Jammer Enforcement Actions at FCC
In the above “landmark enforcement action” FCC issued a Notice of Apparent Liability(NAL), i.e. a fine, against a Chinese jammer company for marketing in the US by way of Internet and some unidentified shipping mechanism, “285 different models” of jammers targeted at cellphones, GPS, Wi-Fi, Bluetooth, etc. The amount of the proposed fine is $34,912,500! However, none of this goes to FCC and it is unlikely that any of it will ever be paid in any case.
Lest you think this is the only Chinese company doing this, your blogger has received dozens of e-mail ads for such devices from a different firm and has routinely forwarded them to FCC/EB. So clearly C.T.S. Technology is not the only offender.
Para. 5 of the new NAL states
“We also again warn U.S. consumers that importing a cell, GPS, or other signal jammingdevice (i.e., purchasing such a device online and having it shipped into the United States via the U.S. mail or other transport or courier service) is unlawful and may subject them to civil and criminal penalties.”
This is followed by a citation to fn. 4 which cites 18 U.S.C. § 1362 and 18 U.S.C. § 1367(a) as well as the 2010 Phonejammer.com FCC NAL. The only problem is that the 2 cited laws have nothing to do with ordering jammers - they deal with actually jamming a federal communications system or a communications satellite - something unlikely with the jammers involved here, but remotely possible. (The cited Phonejammer also has nothing to do with ordering jammers.) So was this section of the NAL sloppy legal work in EB or is there a legal ambiguity under present statutes on the issue of importing jammers for personal use? It is clear that § 333 forbids actual jamming of licensed/authorized transmitters:
No person shall willfully or maliciously interfere with or cause interference to any radio communications of any station licensed or authorized by or under this chapter or operated by the United States Government.
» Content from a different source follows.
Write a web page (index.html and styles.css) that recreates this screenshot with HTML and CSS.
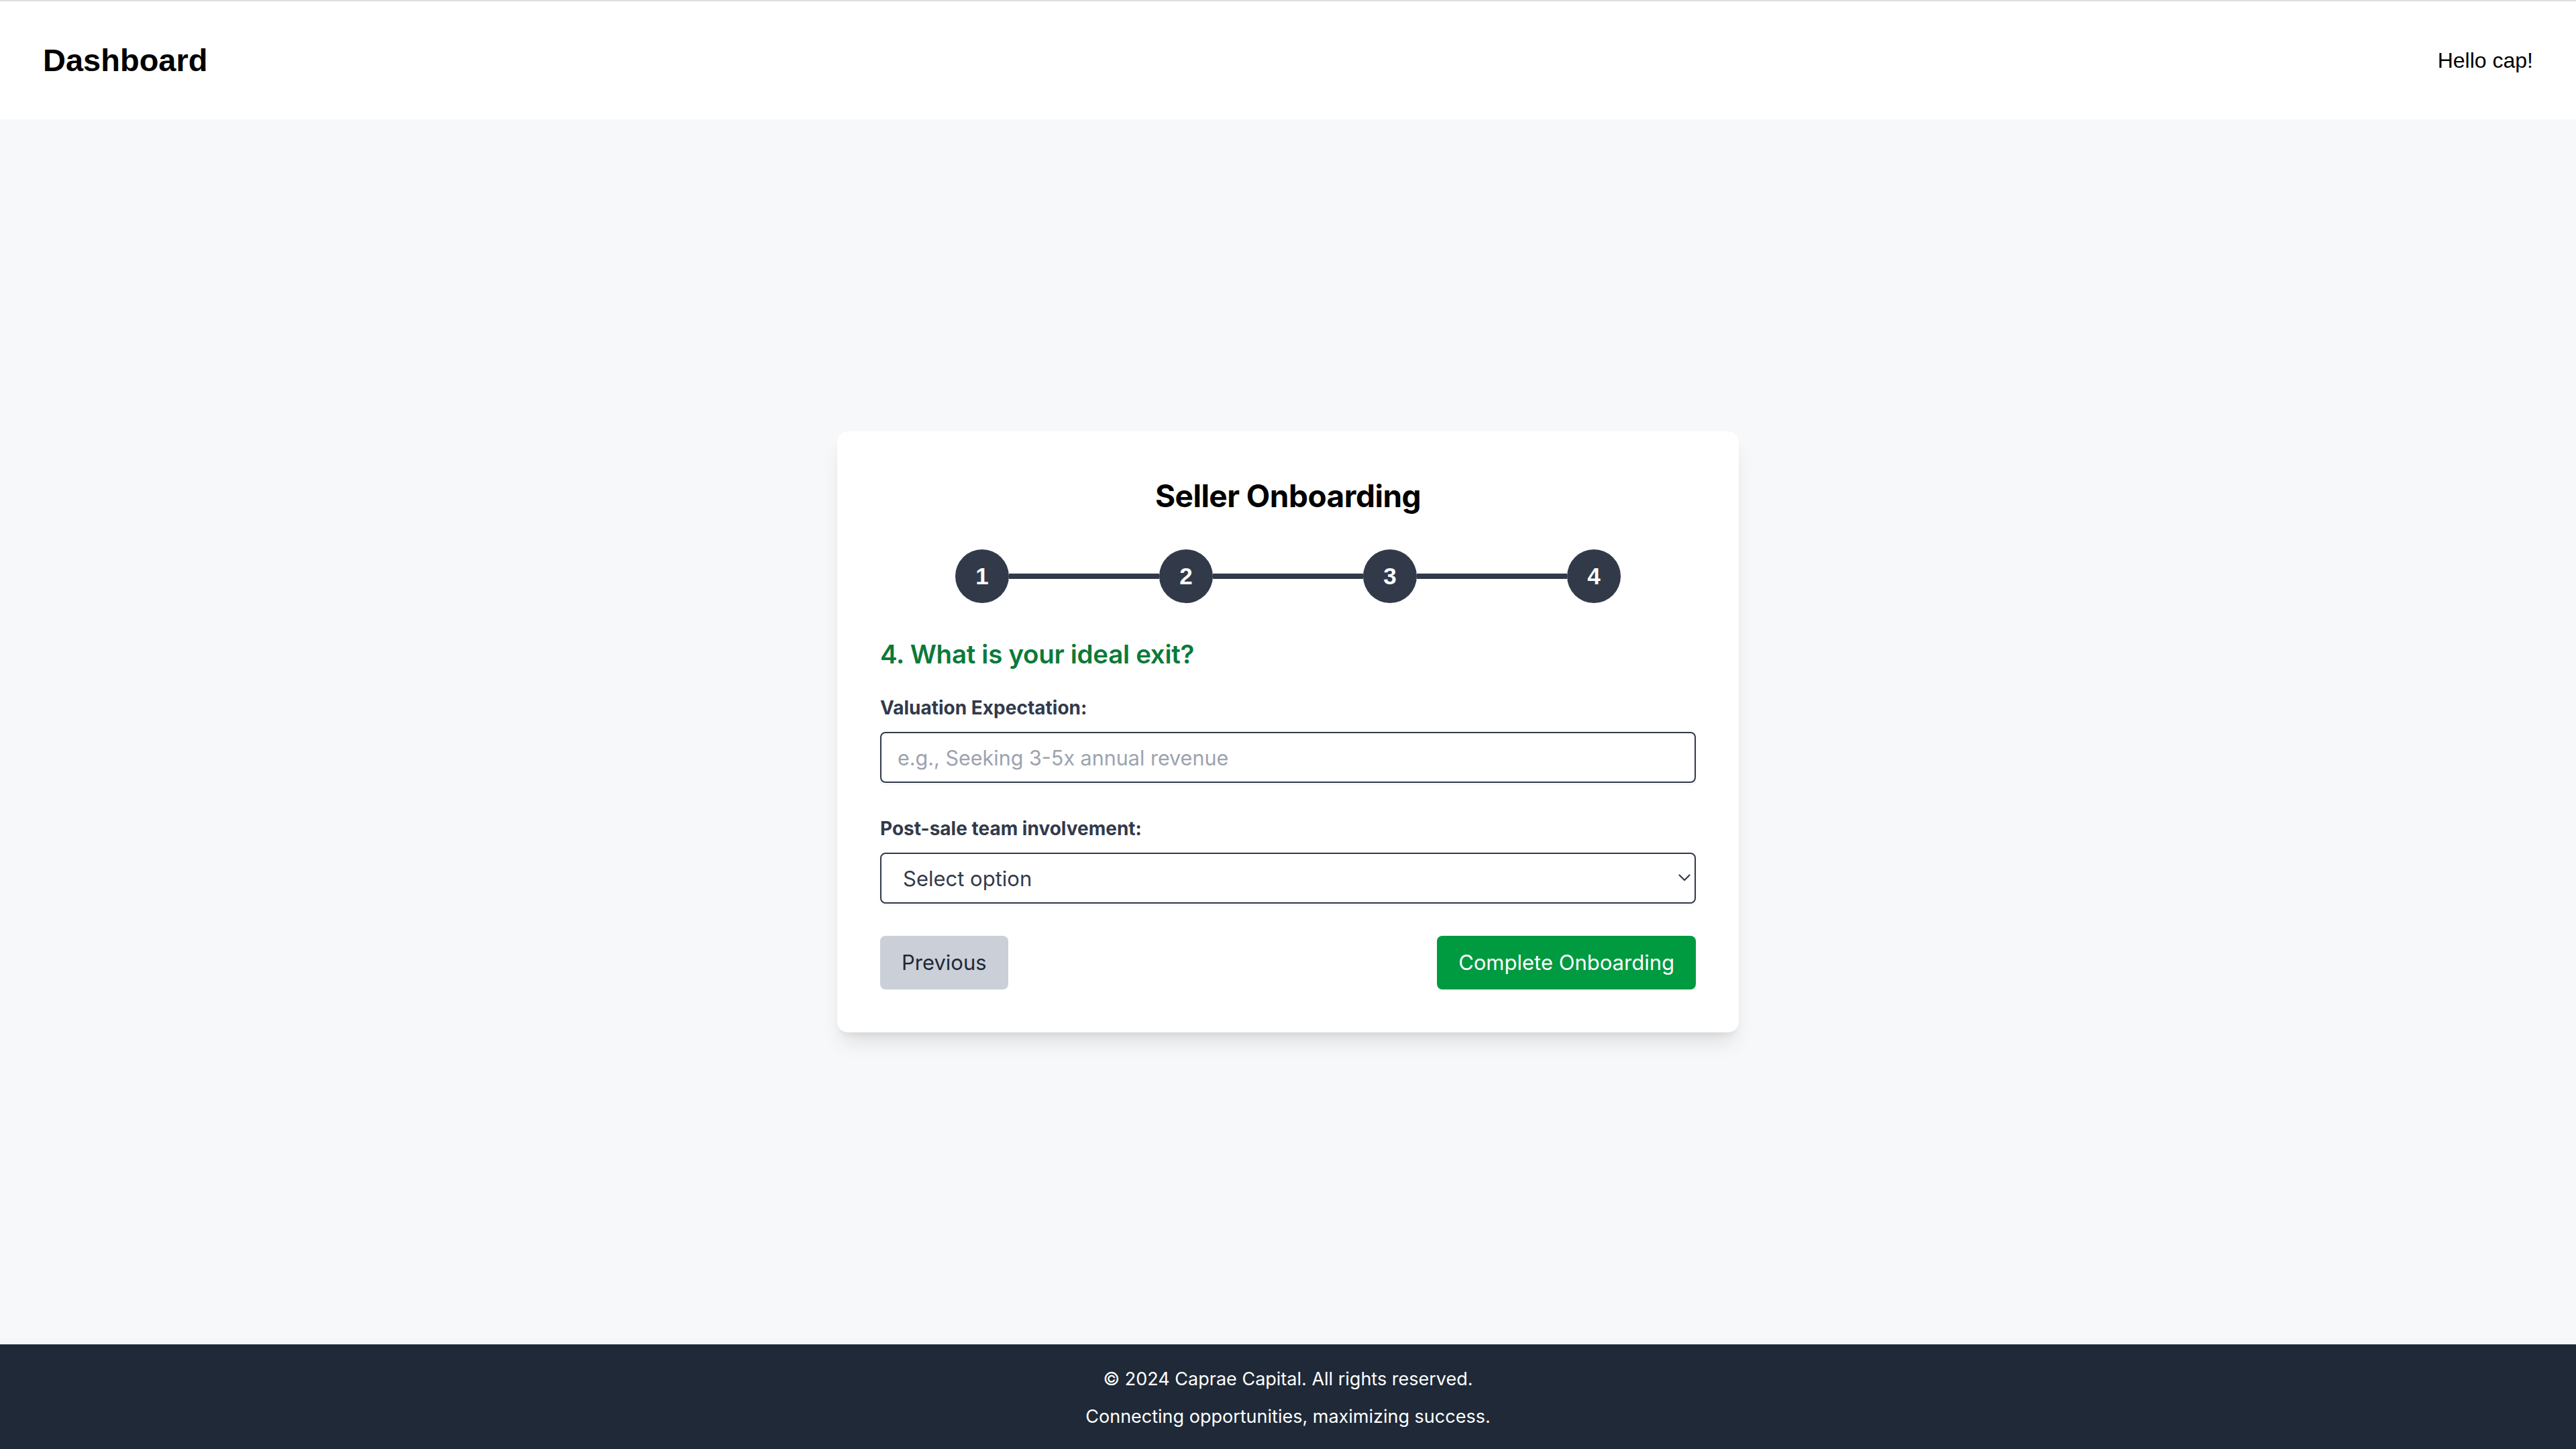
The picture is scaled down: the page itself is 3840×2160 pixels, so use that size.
FILE: index.html
```html
<!DOCTYPE html>
<html lang="en">
<head>
<meta charset="utf-8">
<title>Dashboard</title>
<link rel="stylesheet" href="styles.css">
</head>
<body>
<div class="page">
  <header class="topbar">
    <h1 class="brand">Dashboard</h1>
    <span class="greeting">Hello cap!</span>
  </header>
  <main class="main">
    <section class="card">
      <h2 class="card-title">Seller Onboarding</h2>
      <div class="stepper">
        <span class="step">1</span>
        <span class="step-line"></span>
        <span class="step">2</span>
        <span class="step-line"></span>
        <span class="step">3</span>
        <span class="step-line"></span>
        <span class="step">4</span>
      </div>
      <h3 class="question">4. What is your ideal exit?</h3>
      <div class="field">
        <label class="label" for="valuation">Valuation Expectation:</label>
        <input id="valuation" class="input" type="text" placeholder="e.g., Seeking 3-5x annual revenue">
      </div>
      <div class="field">
        <label class="label" for="involvement">Post-sale team involvement:</label>
        <div class="select-wrap">
          <select id="involvement" class="select">
            <option>Select option</option>
          </select>
          <svg class="chevron" width="18" height="11" viewBox="0 0 18 11" aria-hidden="true">
            <path d="M1.5 1.5 L9 9 L16.5 1.5" fill="none" stroke="#323a4a" stroke-width="2.2" stroke-linecap="round" stroke-linejoin="round"/>
          </svg>
        </div>
      </div>
      <div class="actions">
        <button class="btn btn-prev" type="button">Previous</button>
        <button class="btn btn-complete" type="button">Complete Onboarding</button>
      </div>
    </section>
  </main>
  <footer class="footer">
    <p class="footer-line">© 2024 Caprae Capital. All rights reserved.</p>
    <p class="footer-line footer-tag">Connecting opportunities, maximizing success.</p>
  </footer>
</div>
</body>
</html>
```

FILE: styles.css
```css
* { box-sizing: border-box; }

html, body {
  margin: 0;
  padding: 0;
}

body {
  font-family: Inter, "Noto Sans", "Liberation Sans", sans-serif;
  background: #f7f8fa;
  color: #111;
}

.page {
  min-height: 2160px;
  display: flex;
  flex-direction: column;
}

.topbar {
  height: 178px;
  border-top: 2px solid #dedede;
  background: #ffffff;
  display: flex;
  align-items: center;
  justify-content: space-between;
  padding: 0 64px;
  font-family: "Liberation Sans", Arial, sans-serif;
}

.brand {
  margin: 0;
  font-size: 47px;
  font-weight: 700;
  line-height: 64px;
  color: #000;
}

.greeting {
  font-size: 32px;
  line-height: 48px;
  color: #000;
}

.main {
  flex: 1;
  display: flex;
  align-items: center;
  justify-content: center;
}

.card {
  width: 1344px;
  background: #ffffff;
  border-radius: 16px;
  padding: 64px;
  box-shadow: 0 20px 30px -6px rgba(0, 0, 0, 0.10), 0 8px 12px -6px rgba(0, 0, 0, 0.08);
}

.card-title {
  margin: 0 0 48px;
  text-align: center;
  font-size: 46px;
  line-height: 64px;
  font-weight: 700;
  letter-spacing: -0.5px;
  color: #000;
}

.stepper {
  display: flex;
  align-items: center;
  justify-content: center;
  margin-bottom: 48px;
}

.step {
  width: 80px;
  height: 80px;
  border-radius: 50%;
  background: #323a4a;
  color: #ffffff;
  display: flex;
  align-items: center;
  justify-content: center;
  font-family: "Liberation Sans", Arial, sans-serif;
  font-weight: 700;
  font-size: 35px;
}

.step-line {
  width: 224px;
  height: 8px;
  background: #323a4a;
}

.question {
  margin: 0 0 32px;
  font-size: 38.5px;
  line-height: 56px;
  font-weight: 600;
  letter-spacing: -0.3px;
  color: #0b7a3a;
}

.field {
  margin-bottom: 48px;
}

.label {
  display: block;
  margin-bottom: 16px;
  font-size: 28px;
  line-height: 40px;
  font-weight: 700;
  color: #323a4a;
}

.input,
.select {
  display: block;
  width: 100%;
  height: 76px;
  border: 2px solid #323a4a;
  border-radius: 8px;
  background: #ffffff;
  font-family: Inter, "Noto Sans", sans-serif;
  font-size: 31px;
  color: #323a4a;
  box-shadow: 0 2px 4px rgba(0, 0, 0, 0.06);
  outline: none;
}

.input {
  padding: 0 24px;
  font-size: 30.5px;
}

.input::placeholder {
  color: #9ca3af;
}

.select-wrap {
  position: relative;
}

.select {
  appearance: none;
  -webkit-appearance: none;
  padding: 0 32px;
}

.chevron {
  position: absolute;
  right: 8px;
  top: 32px;
}

.actions {
  display: flex;
  justify-content: space-between;
  align-items: center;
  margin-top: 2px;
}

.btn {
  height: 80px;
  border: none;
  border-radius: 8px;
  padding: 0 32px;
  font-family: Inter, "Noto Sans", sans-serif;
  font-size: 31px;
  line-height: 48px;
}

.btn-prev {
  background: #cbd0d8;
  color: #1f2937;
}

.btn-complete {
  background: #009a40;
  color: #ffffff;
}

.footer {
  background: #1f2937;
  color: #ffffff;
  text-align: center;
  padding: 32px 0 28px;
}

.footer-line {
  margin: 0;
  font-size: 27px;
  line-height: 40px;
}

.footer-tag {
  margin-top: 16px;
}
```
The cellular industry prefers to read § 333 as forbidding FCC from ever authorizing any jamming, even in remote prisons. Thus they were successful in stopping FCC from even asking for public comment on the GTL petition on both jamming and “managed access” - notwithstanding the § 1.403 requirement to issue “promptly” a PN asking for comments on such petitions. They even managed to get FCC to draft the Docket 13-111 NPRM to exclude any discussion about what is the scope of § 333 even though this rulemaking is partially responsive to the GTL petition.
The cellular establishment is betting that its interpretation of § 333 will be able to drive all jammers from US territory. However, as we have stated repeatedly, there is a demand for jammers that arises from perceptions of antisocial use of communications. While there are some possible uses of jammers that are beneficial financially to the perpetrator of such use, (e.g. a hotel owner jamming cellphone to force use of expensive hotel room calling services), in practice such use is very rare. Most cellular jamming and GPS jamming is in response to perceptions of antisocial behavior or invasions of privacy. Until the cellphone and GPS industry address those perceptions about the harmony of using their products and the impact on others there will always be consumer demand for jammers. Discussing nonexistent laws that ban consumer ordering of jammers, as in para. 5 of the NAL, or banning all prison jamming use under a specious interpretation of § 333 may feel good to the cellular industry, but are doomed to be ineffective.
Hopefully this NAL might spur Customs and Border Protection to try harder to intercept jammers on their way to the US and might spur carriers like FedEx to ask more questions from shippers like C.T.S. Technology.
UPDATE
Our friends at CommLawBlog, who actually are lawyers when not blogging, also have questioned the legal basis of this NAL stating:
We also can’t help questioning the extent to which C.T.S. actually violated the law.
True, it shipped ten devices to U.S. addresses, but it performed its acts in China, where it may be perfectly legal to ship jammers to U.S. addresses. One unquestionably unlawful step in the transaction was the importation of the ten devices – but FCC staffers, not C.T.S., did that by initiating the transactions and accepting delivery.
Penalizing C.T.S. for the 275 models that it advertised but did not ship to the U.S. is even more tenuous. There is only one Internet; a company cannot easily promote its products on line in some parts of the world but not others. The FCC’s best arguments are probably that (a) some of the advertised products jam wireless frequencies used only in the United States and (b) the company quotes prices in U.S. dollars. True, C.T.S. could refuse to fill U.S. orders and could display a notice on its website stating that policy. But the failure to have the policy and to display the notice may not add up to an actionable violation.
To be clear: C.T.S.’s jammers are disruptive and potentially dangerous. We agree with the FCC that they have no place in the United States. We fully support the FCC’s efforts to keep them out of the country. We just wish the FCC could manage it from a more secure legal platform.
So if the goal is to actually stop the sale and use of such jammers in the USA, not just to posture to the cellular industry, perhaps some more pragmatic actions are needed.